This 2014 $20 pure silver coin commemorates 100th anniversary of the sinking of RMS Empress of Ireland on the St. Lawrence River on May 29, 1914, after being struck by a Norwegian collier in the dense fog. The loss of the Empress of Ireland remains the greatest maritime disaster in Canadian history, with a loss of lives approaching that of the Titanic just two years earlier. (1,012 perished, including 134 children)
The coin is the first in a new 'Lost in Canadian Waters' series, and combines selective colour, an artistic design, edge lettering, and an extremely low mintage of just 7,000 coins. This series is expected to be extremely popular, and may sell out very quickly as did the Titanic coins in 2012.
The unique full colour design created by artist John Horton captures a terrifying moment in time on the morning of May 29, 1914. The shadowy image of the Norwegian collier Storstad is seen emerging from the fog at the far right of the coin, its sharp bow in line to make contact with the Empress's starboard side. The collision is imminent and unpreventable. The passenger ship's stern and funnels are partially unobstructed by the fog, providing a final glimpse of the liner before tragedy would send it to its final resting place on the bottom of the St. Lawrence River. The top and bottom of the coloured portion of the coin feature the north and south shores of the St. Lawrence where the ship went down.
The edge lettering on this commemorative coin displays the ship's name, as well as a bell: one of the recovered artifacts from the wreck. The coin is engraved with the word 'Canada', the date '2014 and face value - 20 Dollars'. The coin weighs just over one ounce of pure silver. As a pure silver coin struck by the Royal Canadian Mint, this item is HST/GST exempt.

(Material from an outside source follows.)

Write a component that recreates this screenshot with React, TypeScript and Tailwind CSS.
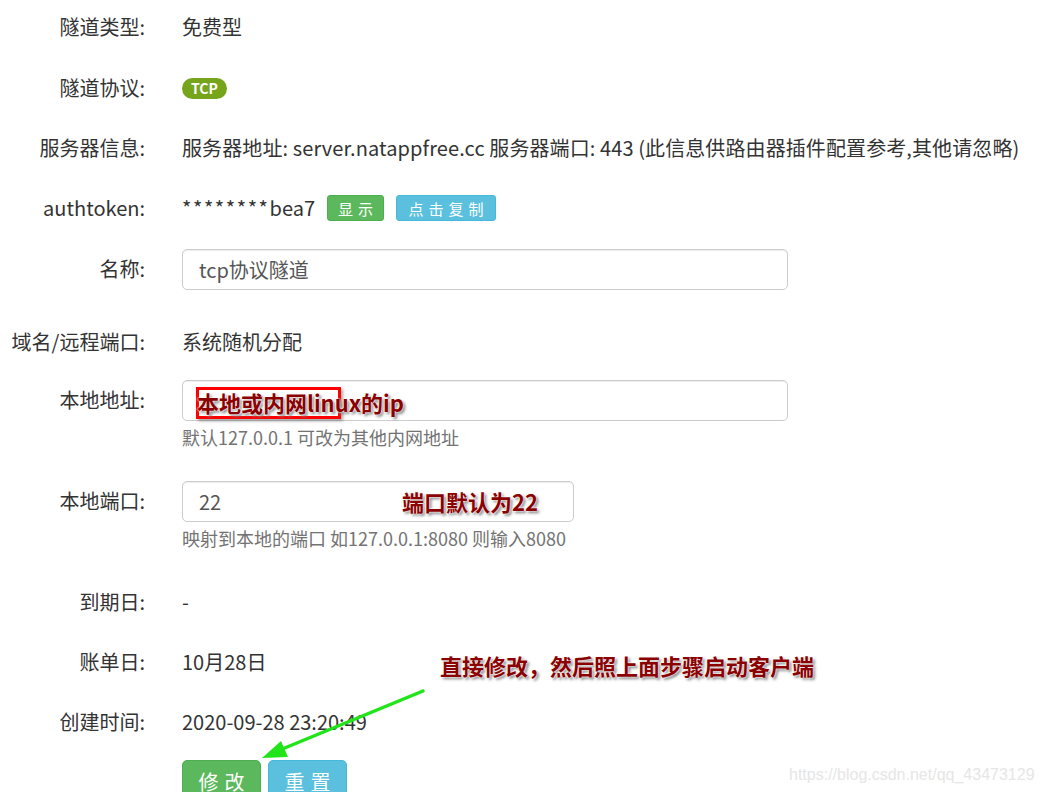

The Empress of Ireland was launched as a Canadian Pacific Railway steamship on January 27, 1906, and was regarded at the time as one of the fastest and most comfortable passenger ships for the transatlantic journey between England and Canada.
On the afternoon of May 28, 1914, The Empress left its berth in Quebec's harbour for its first summer voyage to Liverpool. In the early morning hours of May 29, the liner was steaming down the St. Lawrence River when at 1:40 a.m., the Norwegian collier Storstad was sighted. Both crews attempted to anticipate one another's course as a thick fog engulfed both ships, forcing Captain Henry George Kendall to bring the Empress to a stop. But minutes later, the Storstad emerged from the fog at a mere 30 metres from the Empress. It was too late for either ship to alter its course and at 1:55 a.m., the Storstad's ploughed into the center of the Empress.
Water began to rush into the Empress, trapping many sleeping passengers inside their cabins. Only a few of the lifeboats were able to be launched before the ship turned over completely on its side. Just 14 minutes after the collision, RMS Empress of Ireland had sunk. Of the 1,477 passengers onboard, 1,012 perished including 134 children.